BLACKWELL: Sweatpants and high tops, love that idea. But the one I think, the person who stole it for me, Iman. I mean the head dress, the gown. I think we have photos of this. Just was a moment. Look at that.
BARRY: And you don't want to step on that dress. But that's taking up a lot of room.
CAMEROTA: You don't want to sit behind her at the movie theater.
BARRY: No, in the cocktail priority, exactly. She was fabulous. There was and also there was a cross generational Sharon Stone was there looking amazing. Debbie Harry came in a beautiful American flag trial of a dress. I mean it was amazing. It felt like New York was back.
CAMEROTA: OK, can you explain Kim Kardashian's outfit to me? We have Kim Kardashian's now, normally she likes to show off I would say her curves.
BLACKWELL: Face at least.
CAMEROTA: OK, OK, fine ---
BARRY: I think this is Balenciaga fashion moments --
CAMEROTA: What's happening here?
BARRY: Well, first of all, autumn, fall is here, tight season is back.
CAMEROTA: Over your head?
BARRY: Tight season is back and black boots are back. And also, look, I think her makeup probably took a lot less time to get ready with this amazing Balenciaga outfit.

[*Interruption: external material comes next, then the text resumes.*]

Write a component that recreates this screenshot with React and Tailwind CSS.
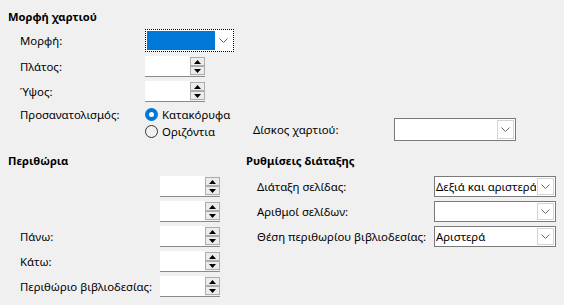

And there was a moment where I think when she got on the carpet that people weren't sure who she was with. She wasn't with Kanye. She was with the designer, the creative director of Balenciaga and I think that was a lot of conversation on social media. But the reality is when you step on that carpet, whether it's AOC or
Kim Kardashian, there are millions upon millions of people waiting for that look and sharing it and talking about it. So, it's a great moment.
CAMEROTA: I love the silver lining of the -- it cuts down on hair and makeup. You may see me in the black stocking tomorrow.

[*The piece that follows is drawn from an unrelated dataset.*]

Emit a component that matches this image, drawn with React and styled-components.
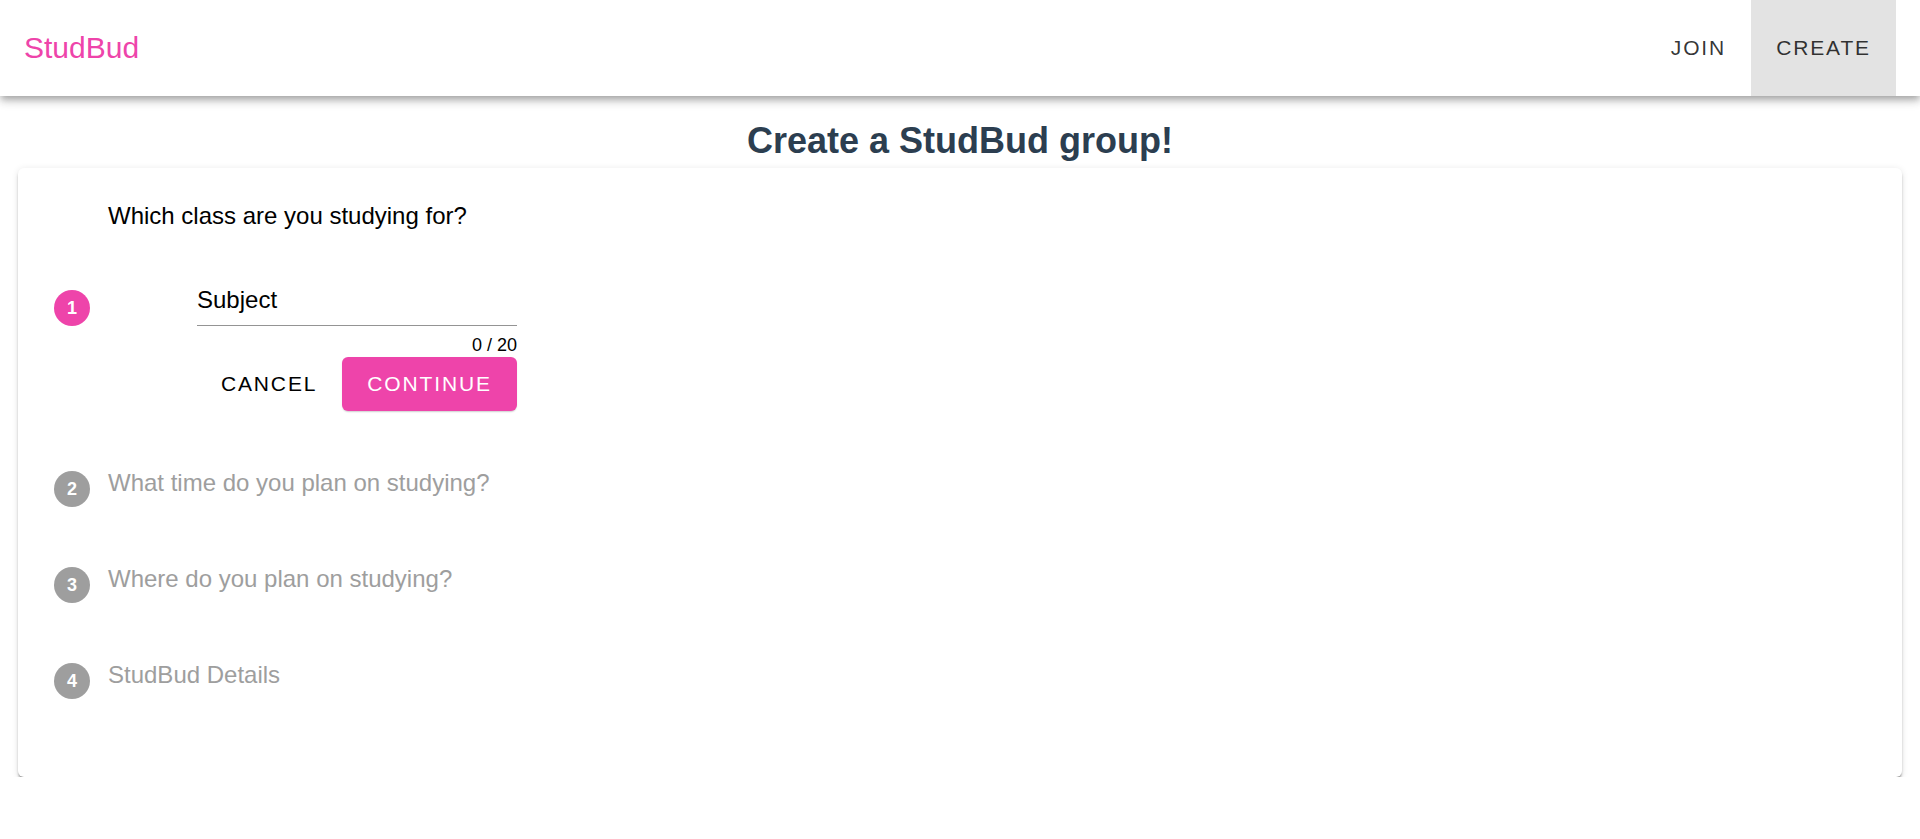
import React from "react";
import styled, { createGlobalStyle } from "styled-components";

const PINK = "#ee44aa";
const GREY = "#9e9e9e";

const Global = createGlobalStyle`
  html, body { margin: 0; padding: 0; background: #fff; }
  body {
    font-family: "Liberation Sans", Arial, Helvetica, sans-serif;
    color: rgba(0, 0, 0, 0.87);
  }
  * { box-sizing: border-box; }
`;

const Header = styled.header`
  position: relative;
  z-index: 2;
  height: 96px;
  display: flex;
  align-items: center;
  justify-content: space-between;
  padding: 0 24px;
  background: #fff;
  box-shadow: 0 3px 6px -1.5px rgba(0, 0, 0, 0.2),
    0 6px 7.5px 0 rgba(0, 0, 0, 0.14), 0 1.5px 15px 0 rgba(0, 0, 0, 0.12);
`;

const Brand = styled.div`
  font-size: 30px;
  line-height: 36px;
  color: ${PINK};
`;

const Nav = styled.nav`
  display: flex;
  height: 100%;
`;

const NavButton = styled.button`
  height: 100%;
  border: 0;
  margin: 0;
  padding: 0 25px;
  font-family: inherit;
  font-size: 21px;
  letter-spacing: 0.0893em;
  text-transform: uppercase;
  color: rgba(0, 0, 0, 0.8);
  background: ${(p) => (p.$active ? "#e3e3e3" : "transparent")};
  cursor: pointer;
`;

const Main = styled.main`
  display: flex;
  flex-direction: column;
`;

const Title = styled.h2`
  margin: 24px 0 0;
  font-size: 36px;
  line-height: 42px;
  font-weight: bold;
  text-align: center;
  color: #2c3e50;
`;

const Card = styled.section`
  margin: 6px 18px 0;
  padding: 30px 0 54px;
  background: #fff;
  border-radius: 6px;
  box-shadow: 0 3px 2px -1px rgba(0, 0, 0, 0.3),
    0 3px 3px 0 rgba(0, 0, 0, 0.14), 0 1.5px 7.5px 0 rgba(0, 0, 0, 0.1);
`;

const Question = styled.div`
  margin-left: 90px;
  font-size: 24px;
  line-height: 36px;
  color: #000;
`;

const ActiveRow = styled.div`
  display: flex;
  align-items: flex-start;
  margin-top: 53px;
  padding-left: 36px;
`;

const StepCircle = styled.div`
  flex: none;
  width: 36px;
  height: 36px;
  margin-top: ${(p) => p.$offset || 0}px;
  border-radius: 50%;
  background: ${(p) => (p.$active ? PINK : GREY)};
  color: #fff;
  font-size: 18px;
  font-weight: bold;
  display: flex;
  align-items: center;
  justify-content: center;
`;

const Content = styled.div`
  margin-left: 107px;
  width: 320px;
  display: flex;
  flex-direction: column;
`;

const Field = styled.input`
  display: block;
  width: 100%;
  height: 39px;
  margin: 0;
  padding: 1px 0 13px;
  border: 0;
  border-bottom: 1px solid #949494;
  outline: none;
  background: transparent;
  font-family: inherit;
  font-size: 24px;
  line-height: 24px;
  color: rgba(0, 0, 0, 0.87);
  &::placeholder {
    color: #000;
    opacity: 1;
  }
`;

const Counter = styled.div`
  margin-top: 7px;
  text-align: right;
  font-size: 18px;
  line-height: 24px;
  color: #000;
`;

const Actions = styled.div`
  display: flex;
  justify-content: flex-end;
`;

const ActionButton = styled.button`
  height: 54px;
  margin: 0;
  padding: 0 25px;
  border: 0;
  border-radius: 6px;
  font-family: inherit;
  font-size: 21px;
  letter-spacing: 0.0893em;
  text-transform: uppercase;
  cursor: pointer;
  color: ${(p) => (p.$primary ? "#fff" : "#000")};
  background: ${(p) => (p.$primary ? PINK : "transparent")};
  box-shadow: ${(p) =>
    p.$primary
      ? "0 1.5px 1.5px -1px rgba(0,0,0,.12), 0 1px 2px 0 rgba(0,0,0,.08)"
      : "none"};
`;

const Steps = styled.div`
  margin-top: 24px;
  display: flex;
  flex-direction: column;
`;

const StepHeader = styled.div`
  display: flex;
  align-items: flex-start;
  gap: 18px;
  height: 96px;
  padding: 36px 0 24px 36px;
`;

const StepLabel = styled.div`
  font-size: 24px;
  line-height: 24px;
  color: ${GREY};
`;

const pending = [
  { n: 2, label: "What time do you plan on studying?" },
  { n: 3, label: "Where do you plan on studying?" },
  { n: 4, label: "StudBud Details" },
];

export default function App() {
  return (
    <>
      <Global />
      <Header>
        <Brand>StudBud</Brand>
        <Nav>
          <NavButton>Join</NavButton>
          <NavButton $active>Create</NavButton>
        </Nav>
      </Header>
      <Main>
        <Title>Create a StudBud group!</Title>
        <Card>
          <Question>Which class are you studying for?</Question>
          <ActiveRow>
            <StepCircle $active $offset={3}>1</StepCircle>
            <Content>
              <Field placeholder="Subject" maxLength={20} />
              <Counter>0 / 20</Counter>
              <Actions>
                <ActionButton>Cancel</ActionButton>
                <ActionButton $primary>Continue</ActionButton>
              </Actions>
            </Content>
          </ActiveRow>
          <Steps>
            {pending.map((s) => (
              <StepHeader key={s.n}>
                <StepCircle>{s.n}</StepCircle>
                <StepLabel>{s.label}</StepLabel>
              </StepHeader>
            ))}
          </Steps>
        </Card>
      </Main>
    </>
  );
}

BLACKWELL: Remember that year, Kim Kardashian dressed as a shadow, I mean, it just came off like that. Samantha Barry, thanks so much.
BARRY: Thank you.
BLACKWELL: All right, COVID cases -- serious turn now -- among children are surging and an important decision on boosters is pending. Dr. Anthony Fauci joins CNN to discuss that and much more, next.

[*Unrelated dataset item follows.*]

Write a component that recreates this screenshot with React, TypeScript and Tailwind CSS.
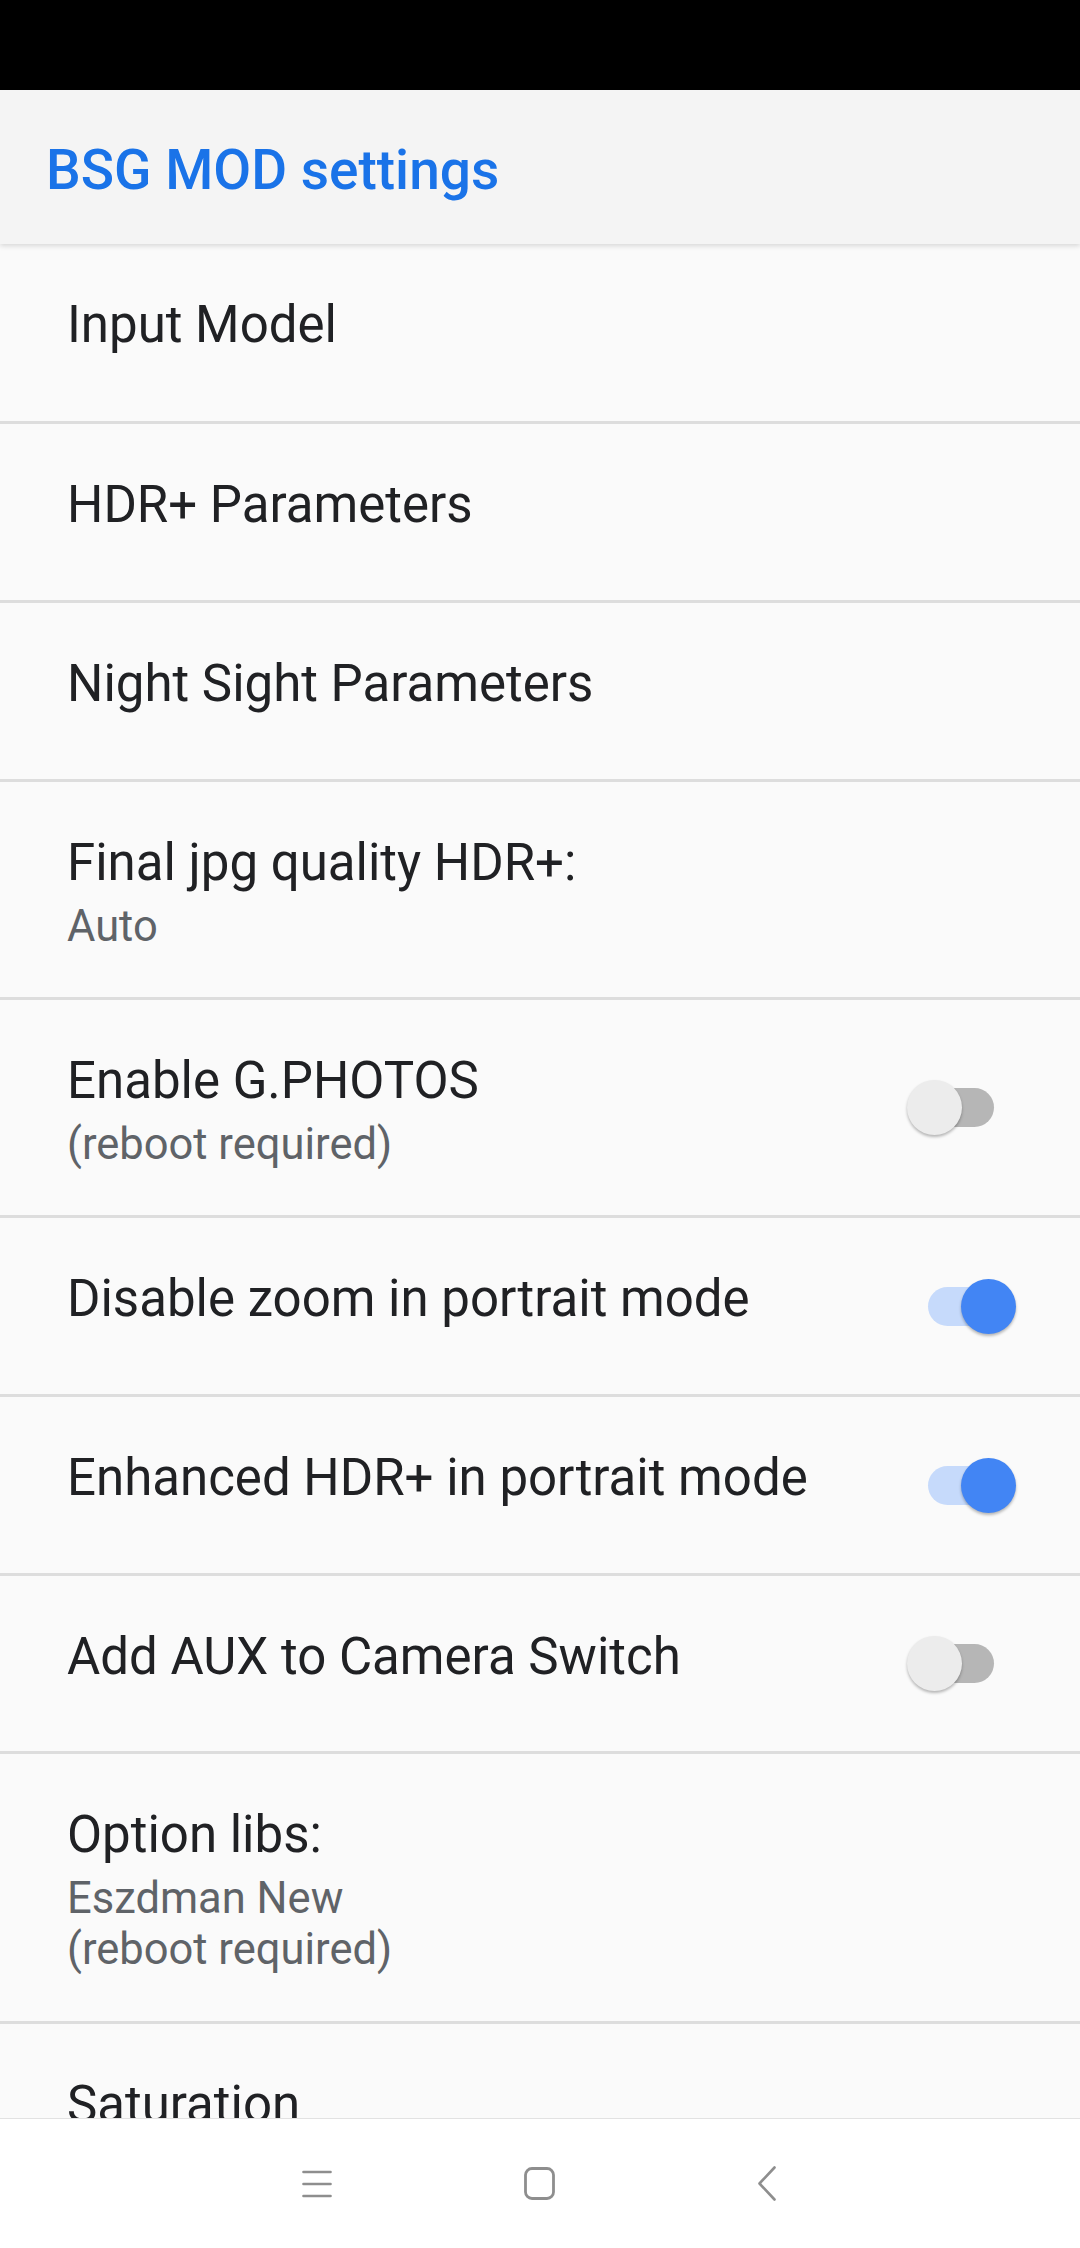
import * as React from "react"

type Row = {
  title: string
  summary?: string[]
  toggle?: boolean
  h: string
}

// heights include the 3px divider at the bottom (border-box)
const rows: Row[] = [
  { title: "Input Model", h: "h-[180px]" },
  { title: "HDR+ Parameters", h: "h-[179px]" },
  { title: "Night Sight Parameters", h: "h-[179px]" },
  { title: "Final jpg quality HDR+:", summary: ["Auto"], h: "h-[218px]" },
  { title: "Enable G.PHOTOS", summary: ["(reboot required)"], toggle: false, h: "h-[218px]" },
  { title: "Disable zoom in portrait mode", toggle: true, h: "h-[179px]" },
  { title: "Enhanced HDR+ in portrait mode", toggle: true, h: "h-[179px]" },
  { title: "Add AUX to Camera Switch", toggle: false, h: "h-[178px]" },
  { title: "Option libs:", summary: ["Eszdman New", "(reboot required)"], h: "h-[270px]" },
  { title: "Saturation", h: "h-[180px]" },
]

function Toggle({ on }: { on: boolean }) {
  return (
    <div className={`relative w-[66px] h-[39px] rounded-full ${on ? "bg-[#c6dafb]" : "bg-[#b6b6b6]"}`}>
      <div
        className={`absolute top-[-8px] w-[55px] h-[55px] rounded-full shadow-[0_2px_3px_rgba(0,0,0,0.28)] ${
          on ? "left-[33px] bg-[#4285f4]" : "left-[-21px] bg-[#ececec]"
        }`}
      />
    </div>
  )
}

function PrefRow({ row, last }: { row: Row; last: boolean }) {
  return (
    <div className={`flex shrink-0 ${row.h} ${last ? "" : "border-b-[3px] border-[#dddddd]"}`}>
      <div className="flex-1 pl-[67px] pt-[51px]">
        <div className="text-[51px] leading-[60px] text-[#202124]">{row.title}</div>
        {row.summary && (
          <div className="mt-[8px]">
            {row.summary.map((s) => (
              <div key={s} className="text-[43.5px] leading-[51px] text-[#5f6368]">
                {s}
              </div>
            ))}
          </div>
        )}
      </div>
      {row.toggle !== undefined && (
        <div className="self-center mr-[86px]">
          <Toggle on={row.toggle} />
        </div>
      )}
    </div>
  )
}

export default function App() {
  return (
    <div
      className="w-[1080px] h-[2248px] flex flex-col overflow-hidden bg-[#fafafa]"
      style={{ fontFamily: "Roboto, 'Noto Sans', sans-serif" }}
    >
      {/* status bar */}
      <div className="h-[90px] shrink-0 bg-black" />

      {/* toolbar */}
      <div className="relative z-10 h-[154px] shrink-0 bg-[#f4f4f4] pl-[46px] pt-[47px] shadow-[0_2px_5px_rgba(0,0,0,0.14)]">
        <div className="text-[55px] leading-[66px] font-medium text-[#1a73e8]">BSG MOD settings</div>
      </div>

      {/* preference list */}
      <div className="flex-1 flex flex-col overflow-hidden">
        {rows.map((r, i) => (
          <PrefRow key={r.title} row={r} last={i === rows.length - 1} />
        ))}
      </div>

      {/* navigation bar */}
      <div className="h-[130px] shrink-0 bg-white border-t border-[#e2e2e2] flex items-center pl-[302px]">
        <svg width="30" height="28" viewBox="0 0 30 28" className="text-[#8e8e8e]">
          <g stroke="currentColor" strokeWidth="2.6" strokeLinecap="round">
            <line x1="1.5" y1="2" x2="28.5" y2="2" />
            <line x1="1.5" y1="14" x2="28.5" y2="14" />
            <line x1="1.5" y1="26" x2="28.5" y2="26" />
          </g>
        </svg>
        <svg width="31" height="33" viewBox="0 0 31 33" className="ml-[192px] text-[#8e8e8e]">
          <rect x="1.5" y="1.5" width="28" height="30" rx="6.5" fill="none" stroke="currentColor" strokeWidth="2.8" />
        </svg>
        <svg width="18" height="35" viewBox="0 0 18 35" className="ml-[203px] text-[#8e8e8e]">
          <polyline
            points="16.5,1.5 1.5,17.5 16.5,33.5"
            fill="none"
            stroke="currentColor"
            strokeWidth="2.6"
            strokeLinecap="round"
            strokeLinejoin="round"
          />
        </svg>
      </div>
    </div>
  )
}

CAMEROTA: We have some sad breaking news to share. Norm Macdonald, the beloved comedian and former "SNL" cast member has died at 61 years old.
UNIDENTIFIED MALE: Burt, can you please pick a category?
NORM MACDONALD, FORMER SNL CAST MEMBER: Pick Sarg.
UNIDENTIFIED MALE: Yes, sure give me Sarg
UNIDENTIFIED MALE: It's "S" words. It's "S" words. And for how much, Mr. Reynolds?
MACDONALD: The hell lets go on that, stores for 48,000.
CAMEROTA: The actor lost a long and private battle with cancer that his longtime producing partner said he had battled for nearly a decade.
BLACKWELL: Macdonald appeared on "SNL" for five years as the weekend update anchor and was also known for as you saw there the impression of Burt Reynolds.
CAMEROTA: That's said. I feel like we have an affinity even for fake news comedy anchors.
BLACKWELL: I mean, it's my favorite part of that show when you get to the weekend update. And Norm Macdonald was one of the best. He will certainly be missed.
"THE LEAD" with Jake Tapper starts right now.